Cilic, who made the Australian Open semifinals in 2010, never was broken in the match, and pounded 11 aces and only lost five points on first serve.
“I’m quite happy with the performance. Obviously when playing in the semifinals when there is a lot at stake and not losing a serve during the match is obviously big.”
After saving early break points, Cilic jumped out to an early break over the edgy Edmund and stayed in command. Edmund left the court for medical treatment after the first set, and played better in the second, but began fading in the third as Cilic upped his game. And the win moves the Croat to a new career-high ranking of No. 3.
“I’m playing much, much more aggressive,” said Cilic. “I’m feeling that I am, for most of the shots, hitting them really, really good. From the return, moving, forehand, backhand, serving, I think everything is in good, solid spot. Feeling really excited about the final, too.”
Edmund, despite the poor performance today which included 25 winners to 35 unforced, said he leaves with his head high after a breakout event.
“Obviously just disappointed I lost, but yeah, I mean, it’s been a really good couple of weeks for me,” said Edmund. “Just got the experience of going deep in a slam for the first time and all the stuff that comes with it. Playing a couple matches on Rod Laver.
“This type of tournament just gives you the bug to want more. You know, once you get a taste, it’s like, yeah, I want more of this. Definitely go away from the whole week feeling positive.
Cilic awaits the Friday winner between Roger Federer and the surprising 21-year-old Hyeon Chung.
Federer hasn’t dropped a set as he bids for 7th Australian Open final and 30th overall Grand Slam title match. This is the 11th time Federer has reached a Slam semifinal without losing a set, and fourth time in Australia.
“I think it’s an interesting match for me,” Federer said. “I’ll definitely have to look into how I need to play against him because he has some great qualities, especially defensively, like Novak has.
“One thing I know is I’m going to be playing aggressive. I don’t know how I’m going to do that exactly yet. I don’t know exactly how he returns and how he serves exactly. Those are two major aspects to the game. Those start the points.”

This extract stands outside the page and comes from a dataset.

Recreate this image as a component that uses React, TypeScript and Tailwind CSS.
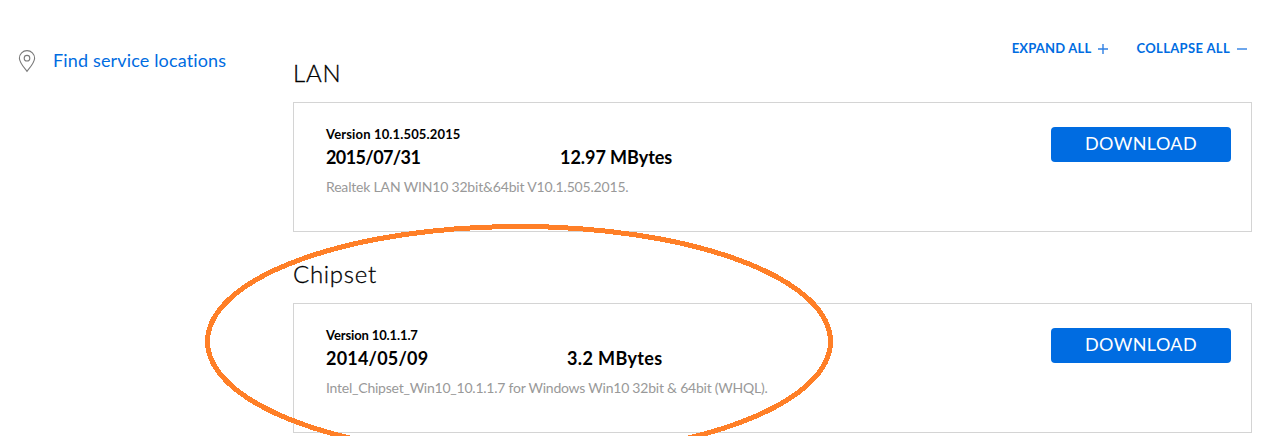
import clsx from 'clsx';

interface DriverFile {
  category: string;
  version: string;
  date: string;
  size: string;
  description: string;
  spacing: {
    category: string;
    version: string;
    date: string;
    size: string;
    description: string;
  };
}

const drivers: DriverFile[] = [
  {
    category: 'LAN',
    version: 'Version 10.1.505.2015',
    date: '2015/07/31',
    size: '12.97 MBytes',
    description: 'Realtek LAN WIN10 32bit&64bit V10.1.505.2015.',
    spacing: {
      category: 'tracking-[0.8px]',
      version: 'tracking-[0.15px]',
      date: 'tracking-[-0.6px]',
      size: 'ml-[140px] tracking-[-0.05px]',
      description: 'tracking-[-0.18px]',
    },
  },
  {
    category: 'Chipset',
    version: 'Version 10.1.1.7',
    date: '2014/05/09',
    size: '3.2 MBytes',
    description: 'Intel_Chipset_Win10_10.1.1.7 for Windows Win10 32bit & 64bit (WHQL).',
    spacing: {
      category: 'tracking-[0.7px]',
      version: 'tracking-[-0.12px]',
      date: 'tracking-[0.2px]',
      size: 'ml-[147px] tracking-[0.38px]',
      description: 'tracking-[-0.23px]',
    },
  },
];

function PinIcon() {
  return (
    <svg className="h-[24px] w-[18px]" viewBox="0 0 18 24" fill="none" stroke="#7a7a7a" strokeWidth="1.1">
      <path d="M9 22.3C6.6 19.2 1.4 13.6 1.4 9.2a7.6 7.6 0 0 1 15.2 0c0 4.4-5.2 10-7.6 13.1Z" />
      <circle cx="9" cy="9.2" r="2.8" />
    </svg>
  );
}

function DriverCard({ driver }: { driver: DriverFile }) {
  return (
    <section className="mb-7">
      <h2
        className={clsx(
          'h-[43px] text-[24px] leading-7 font-light whitespace-nowrap [-webkit-text-stroke:0.3px_black]',
          driver.spacing.category,
        )}
      >
        {driver.category}
      </h2>
      <div className="flex h-[130px] justify-between border border-[#d4d4d4] pt-[23px] pr-5 pl-8">
        <div className="whitespace-nowrap">
          <p className={clsx('text-[13px] leading-4 font-bold', driver.spacing.version)}>{driver.version}</p>
          <div className="flex pt-px text-[18px] leading-7 font-bold">
            <span className={clsx('w-[94px]', driver.spacing.date)}>{driver.date}</span>
            <span className={driver.spacing.size}>{driver.size}</span>
          </div>
          <p className={clsx('mt-[6px] text-[14px] leading-5 text-[#999]', driver.spacing.description)}>
            {driver.description}
          </p>
        </div>
        <button className="mt-px h-[35px] w-[180px] rounded bg-[#006ce1] pb-0.5 text-[18px] tracking-[0.4px] text-white">
          DOWNLOAD
        </button>
      </div>
    </section>
  );
}

export default function App() {
  return (
    <div className="relative flex h-[436px] w-[1262px] overflow-hidden bg-white font-[Lato,sans-serif] text-black">
      <aside className="w-[293px] shrink-0 pt-12 pl-[18px]">
        <a className="flex items-center gap-[17px] text-[18px] leading-6 whitespace-nowrap text-[#006ce1]">
          <PinIcon />
          <span className="pb-0.5 tracking-[0.15px]">Find service locations</span>
        </a>
      </aside>
      <main className="w-[959px] shrink-0 pt-[39px]">
        <div className="flex h-5 items-center justify-end pr-1 text-[13px] font-bold text-[#006ce1]">
          <span className="tracking-[0.2px]">EXPAND ALL</span>
          <svg className="ml-[6px] h-3 w-3" viewBox="0 0 12 12" stroke="#2f80e4" strokeWidth="1.4">
            <path d="M1 6h10M6 1v10" />
          </svg>
          <span className="ml-[27px] tracking-[0.35px]">COLLAPSE ALL</span>
          <svg className="ml-[6px] h-3 w-3" viewBox="0 0 12 12" stroke="#2f80e4" strokeWidth="1.4">
            <path d="M1 6h10" />
          </svg>
        </div>
        {drivers.map((driver) => (
          <DriverCard key={driver.category} driver={driver} />
        ))}
      </main>
      {/* hand-drawn marker around the chipset driver */}
      <svg
        className="pointer-events-none absolute top-0 left-0 h-[436px] w-[1262px]"
        viewBox="0 0 1262 436"
        fill="none"
        shapeRendering="crispEdges"
      >
        <ellipse cx="519" cy="341.5" rx="311.5" ry="115" stroke="#ff7f27" strokeWidth="5" />
      </svg>
    </div>
  );
}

Chung, who had never before gone past the third round at a Grand Slam, is seeking a spot in his first career final at the tour-level, a feat last accomplished at a Slam by Jo-Wilfried Tsonga at the 2008 Australian Open. Chung is not only the first Korean man or woman to make a Slam quarterfinal, he’ll try to become just the third Asian player in a Slam final, after Li Na and Kei Nishikori.